Slippers or loafers? It depends where you’re wearing them. Melbourne couple Lib Hutton and Will Carter saw a gap in the market for unisex loafers and slides that can be worn around the house or to the pub. Monte offers shearling, terry or velvet fabrications and you can even opt to have certain styles monogrammed with your initials. They’re a little bit hotel slipper, a little bit loafer, with a leather sole.

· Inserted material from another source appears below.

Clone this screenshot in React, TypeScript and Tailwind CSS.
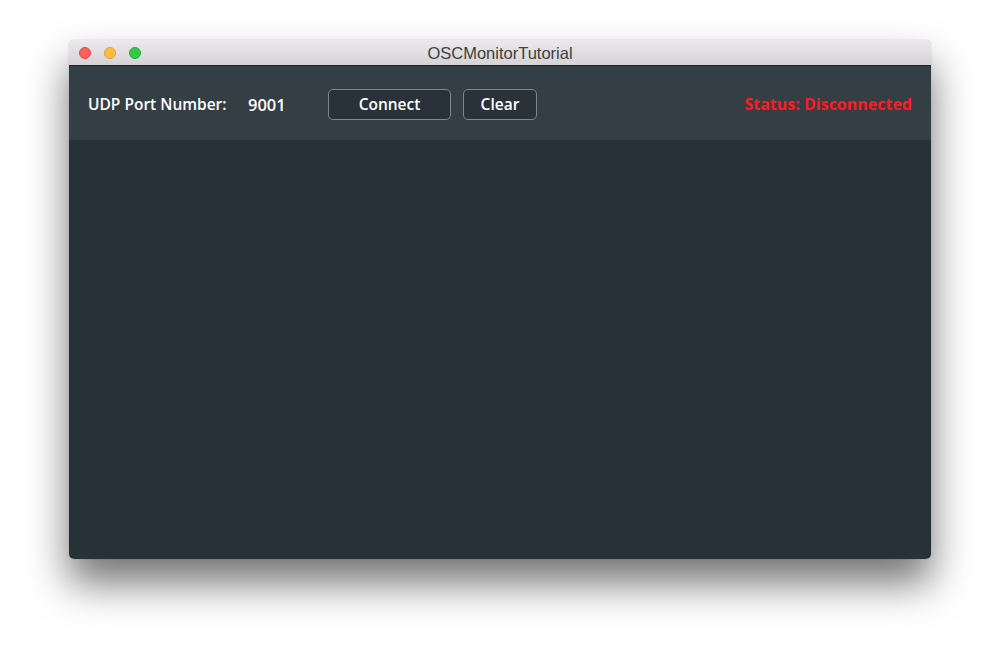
import React from "react";

export default function App() {
  return (
    <div className="w-[1000px] h-[658px] bg-white overflow-hidden pt-[40px] pl-[69px]">
      <div className="w-[862px] h-[519px] flex flex-col rounded-[5px] overflow-hidden shadow-[0_24px_40px_rgba(0,0,0,0.55),0_0_1px_rgba(0,0,0,0.4)]">
        <div className="h-[26px] flex items-center relative bg-gradient-to-b from-[#ebe9eb] to-[#d5d3d5] border-b border-[#1b2227]">
          <div className="flex items-center gap-[13px] pl-[10px]">
            <div className="w-[12px] h-[12px] rounded-full bg-[#fc605c] border border-[#de4a46]" />
            <div className="w-[12px] h-[12px] rounded-full bg-[#fdbc40] border border-[#dea236]" />
            <div className="w-[12px] h-[12px] rounded-full bg-[#34c84a] border border-[#27aa35]" />
          </div>
          <div className="absolute inset-0 flex items-center justify-center pt-[1px] text-[16.5px] text-[#404040] font-['Liberation_Sans',sans-serif]">
            OSCMonitorTutorial
          </div>
        </div>
        <div className="h-[74px] bg-[#343e45] flex items-center pt-[2px] pl-[19px] pr-[19px] font-['Open_Sans',sans-serif] text-[15.5px] font-semibold text-white">
          <span className="w-[160px] pt-[2px]">UDP Port Number:</span>
          <span className="w-[80px] pt-[2px] text-[16.5px]">9001</span>
          <button className="w-[123px] h-[31px] pt-[2px] rounded-[5px] border border-[#7d878c] bg-[#283238] text-white">Connect</button>
          <button className="w-[74px] h-[31px] pt-[2px] rounded-[5px] border border-[#7d878c] bg-[#283238] text-white ml-[12px]">Clear</button>
          <span className="ml-auto text-[#ff1a22] font-bold text-[16px]">Status: Disconnected</span>
        </div>
        <div className="flex-1 bg-[#273238]" />
      </div>
    </div>
  );
}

Adelaide’s Lauren Puvi designs luxury loungewear under the label Oosel, which means “at night” in Estonian. Her elegant pieces are all made in Australia, and Puvi wanted her silk pyjama shirts to get multiple wears; they look chic tucked into a pair of jeans – and they feel great when sprawled on the sofa. Oosel keeps it simple with classic colours like ivory, black and leopard print. And you can also buy matching silk eye masks for the ultimate beauty sleep.

Sleeping With Jacques

The word “opulent” comes to mind when perusing the collection at Sleeping With Jacques. Cindy Crawford and Shanina Shaik are said to be fans of the signature Bon Vivant robes, made from silk velvet with a plush tie belt, and matching wide-legged pants. The Melbourne brand’s pyjama sets are equally catwalk-worthy: made from 100 per cent silk, with ribbon detailing. They’re smart and sophisticated, and the silk comes from two dedicated farms where silkworms feed on organic mulberry leaves.

Desmond & Dempsey

London-based Desmond & Dempsey gets an honourable mention on this list as a one-half Australian brand (co-founder Molly Goddard grew up in Brisbane). Comfort is king for this playful label, which is best known for its spread-collar styles in bold jungle cat prints, playful fruit and floral patterns and classic stripes.